Sus edecanes de confianza, impresionados por la majestuosidad del mausoleo familiar en construcción, se atreven un día a preguntarle: ¿Pero general, para qué tanto lujo? Y el caudillo de trato cordial y campechano, sin inmutarse les respondió a sus sorprendidos interlocutores: "Esto no será para mí, sino para Jacinta y los muchachos, yo moriré un día cualquiera junto a una mata". Sin imaginarlo siquiera, el general Crespo morirá en la llamada Batalla de la Mata Carmelera, entre San Carlos y Acarigua, cuando un tirador emboscado le propina un certero disparo, que muerto lo derriba de su vistoso caballo peruano.

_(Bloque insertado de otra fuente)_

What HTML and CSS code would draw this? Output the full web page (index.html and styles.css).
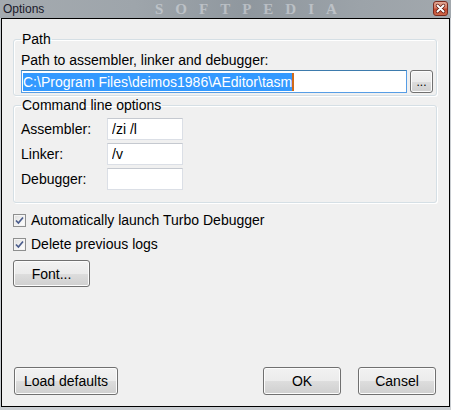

Se encontraba entonces confiado en su coraje y pericia militar persiguiendo al general José Manuel Hernández, el popular “Mocho” a quien meses antes había robado las elecciones para imponer a su preferido el general Ignacio Andrade. Sin embargo el cadáver del distinguido difunto sí descansará, luego de variadas peripecias para su traslado, en el lujoso panteón familiar que había construido en el cementerio caraqueño y que, aun hoy en estado de abandono, se constituye en una de las más llamativas obras de arquitectura que adornan el camposanto capitalino.